Electromagnetic orientation using MIMO channel sounding in a GPS-denied environment

Summary form only given. For unmanned aerial vehicle guidance, when external positioning systems such as GPS are not available, alternate navigation methods must be used. Existing methods for self-localization, such as optical image registration, are limited to daytime operation and can be made non-functional by dust, smoke, or clouds. We propose a bio-inspired electromagnetic orientation (EO) technique based on multiple-input-multiple-output (MIMO) channel matrices for position discrimination that will allow localization in all weather conditions. The EO navigation method is inspired by certain species of birds that use acoustic orientation to discriminate position and recognize a specific nesting area from among hundreds of other ones in a dark cave. Both the acoustic properties and RF propagation characteristics of a given environment are strongly position dependent. In particular, the MIMO propagation channel matrix defines the transfer function of the signal between the transmit and receive antennas, making it highly dependent on location and orientation. By comparing the matrices collected at various points to a database of pre-collected data, it is possible for a vehicle to self-localize.
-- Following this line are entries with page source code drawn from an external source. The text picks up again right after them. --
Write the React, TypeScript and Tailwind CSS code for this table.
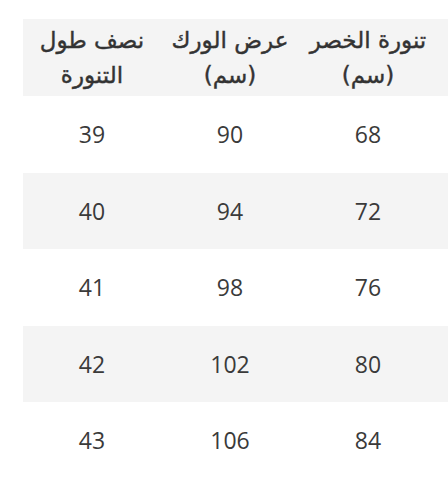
const headers = [
  ["تنورة الخصر", "(سم)"],
  ["عرض الورك", "(سم)"],
  ["نصف طول", "التنورة"],
];

const rows = [
  ["68", "90", "39"],
  ["72", "94", "40"],
  ["76", "98", "41"],
  ["80", "102", "42"],
  ["84", "106", "43"],
];

const App = () => {
  return (
    <div className="h-[500px] w-[448px] overflow-hidden bg-white pt-[19px]">
      <div className="ml-[23px]" dir="rtl">
        <div className="grid h-[77px] grid-cols-[11px_138px_138px_138px] items-center bg-[#f4f4f4] font-['DejaVu_Sans',sans-serif] text-[23px] font-normal leading-[35px] text-[#333333] [-webkit-text-stroke:0.4px_#333333]">
          <div />
          {headers.map((h, i) => (
            <div key={i} className="text-center">
              <div>{h[0]}</div>
              <div>{h[1]}</div>
            </div>
          ))}
        </div>
        {rows.map((r, i) => (
          <div
            key={i}
            className={`grid h-[76.6px] grid-cols-[11px_138px_138px_138px] items-center font-['Open_Sans',sans-serif] text-[23px] text-[#3a3a3a] ${
              i % 2 === 1 ? "bg-[#f4f4f4]" : "bg-white"
            }`}>
            <div />
            {r.map((v, j) => (
              <div key={j} className="text-center">
                {v}
              </div>
            ))}
          </div>
        ))}
      </div>
    </div>
  );
};

export default App;
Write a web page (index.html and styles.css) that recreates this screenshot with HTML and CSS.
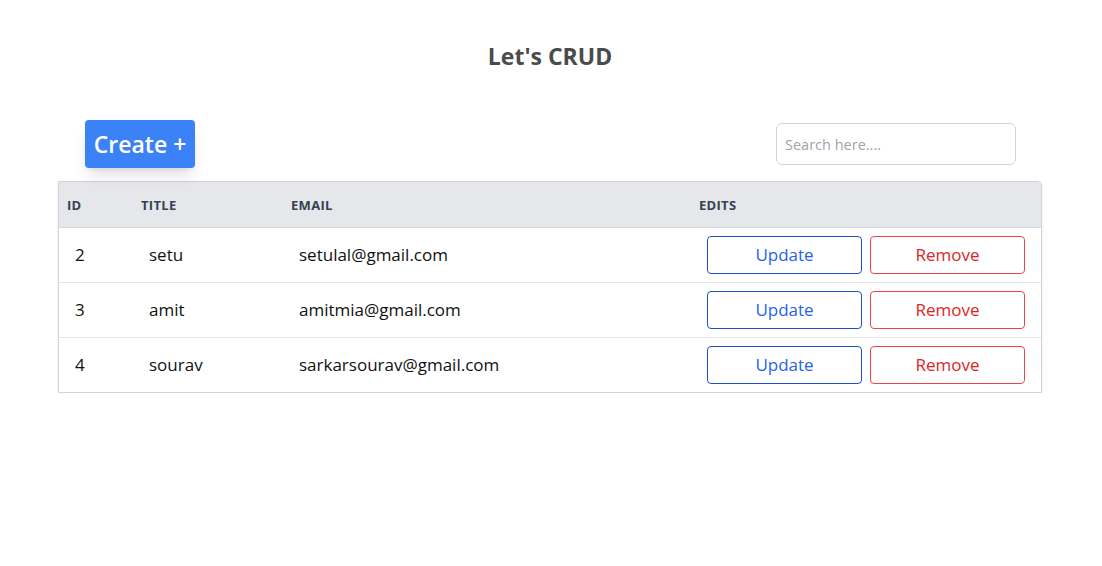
FILE: index.html
```html
<!DOCTYPE html>
<html>
<head>
<meta charset="utf-8">
<link rel="stylesheet" href="styles.css">
</head>
<body>
<main class="page">
  <h1 class="title">Let's CRUD</h1>
  <div class="toolbar">
    <button class="create">Create +</button>
    <input class="search" type="text" placeholder="Search here...." autofocus>
  </div>
  <div class="table-wrap">
    <table class="grid">
      <colgroup>
        <col class="c-id"><col class="c-title"><col class="c-email"><col class="c-edits">
      </colgroup>
      <thead>
        <tr><th>ID</th><th>TITLE</th><th>EMAIL</th><th>EDITS</th></tr>
      </thead>
      <tbody>
        <tr><td>2</td><td>setu</td><td>setulal@gmail.com</td><td><div class="actions"><button class="btn upd">Update</button><button class="btn rem">Remove</button></div></td></tr>
        <tr><td>3</td><td>amit</td><td>amitmia@gmail.com</td><td><div class="actions"><button class="btn upd">Update</button><button class="btn rem">Remove</button></div></td></tr>
        <tr><td>4</td><td>sourav</td><td>sarkarsourav@gmail.com</td><td><div class="actions"><button class="btn upd">Update</button><button class="btn rem">Remove</button></div></td></tr>
      </tbody>
    </table>
  </div>
</main>
</body>
</html>
```
FILE: styles.css
```css
* { box-sizing: border-box; }
body {
  margin: 0;
  background: #fff;
  font-family: "Open Sans", "Noto Sans", sans-serif;
  color: #111;
}
.page {
  padding: 39px 60px 0 58px;
}
.title {
  margin: 0;
  text-align: center;
  font-size: 23px;
  line-height: 34px;
  font-weight: 700;
  color: #4b4b4b;
}
.toolbar {
  display: flex;
  justify-content: space-between;
  align-items: center;
  margin-top: 47px;
  padding: 0 26px 0 27px;
  height: 48px;
}
.create {
  width: 110px;
  height: 48px;
  border: none;
  border-radius: 4px;
  background: #3b82f6;
  color: #fff;
  font-family: inherit;
  font-size: 23px;
  font-weight: 600;
  padding: 0;
  box-shadow: 0 10px 15px -3px rgba(0,0,0,0.12), 0 4px 6px -4px rgba(0,0,0,0.1);
}
.search {
  width: 240px;
  height: 42px;
  border: 1px solid #d1d5db;
  border-radius: 6px;
  padding: 0 8px;
  font-family: inherit;
  font-size: 14.5px;
  color: #111;
  outline: none;
  caret-color: #000;
}
.search::placeholder { color: #9ca3af; }
.table-wrap {
  margin-top: 13px;
  width: 984px;
  border: 1px solid #d1d5db;
  border-top-right-radius: 4px;
  overflow: hidden;
  box-shadow: 0 1px 3px rgba(0,0,0,0.08);
}
.grid {
  width: 100%;
  border-collapse: collapse;
  table-layout: fixed;
}
.c-id { width: 74px; }
.c-title { width: 150px; }
.c-email { width: 408px; }
.c-edits { width: 350px; }
thead tr { background: #e5e7eb; }
th {
  height: 45px;
  text-align: left;
  padding: 1px 0 0 8px;
  font-size: 13px;
  font-weight: 700;
  color: #374151;
  letter-spacing: 0.3px;
  border-bottom: 1px solid #d1d5db;
}
td {
  height: 55px;
  padding: 0 0 0 16px;
  font-size: 17px;
  color: #111;
  border-bottom: 1px solid #e5e7eb;
}
tbody tr:last-child td { border-bottom: none; }
.actions {
  display: flex;
  gap: 8px;
  padding-right: 16px;
}
.btn {
  flex: 1;
  height: 38px;
  background: #fff;
  border-radius: 4px;
  font-family: inherit;
  font-size: 17px;
  padding: 0;
}
.upd { border: 1px solid #1d4ed8; color: #2563eb; }
.rem { border: 1px solid #ef4444; color: #dc2626; }
```
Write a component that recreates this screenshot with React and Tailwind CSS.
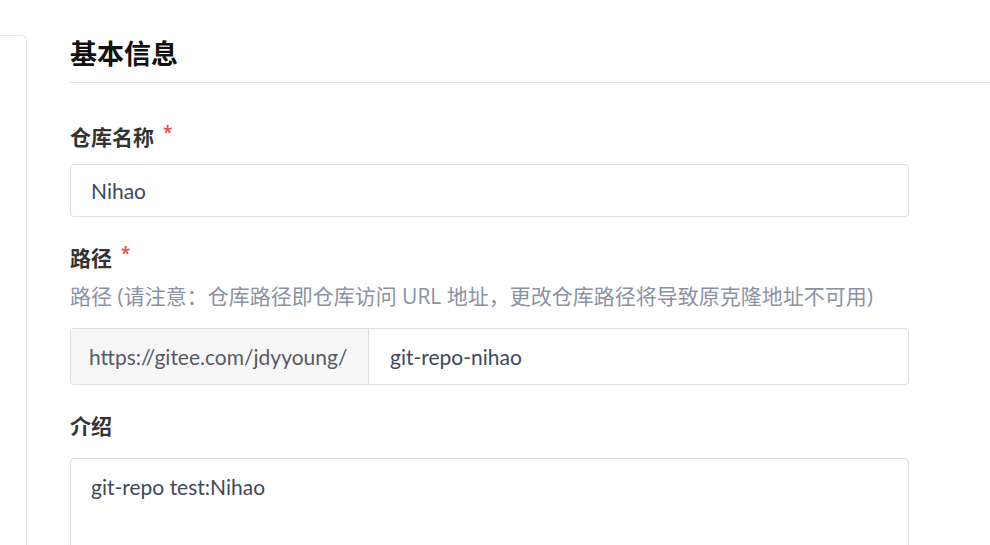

Using a terrain scattering model, we showed that by comparing the norm of the difference of channel matrices, it is possible to recognize position at X band with centimeter-scale accuracy. Performance of the system varied significantly with the propagation characteristics of the environment. Low multipath environments produced less variation in the channel matrices, and channel matrix comparisons provided a radius of localization of several wavelengths. In contrast, tests in environments with strong multipath characteristics exhibited localization scales smaller than a wavelength. While localization on a centimeter scale is desirable for precision navigation, most applications require longer localization ranges to avoid missed waypoints. To increase the range of the EO meth- d to ~ 1 m, a comparison method based on the channel covariance matrix was developed. To test the EO method experimentally, we employed a lightweight FMCW X band radar unit with one transmit and two receive antennas. The unit was mounted on a custom-built scanner unit that moved the radar platform in two dimensions. Experimental measurements exhibited similar properties to the simulations for both low- and high-multipath environments.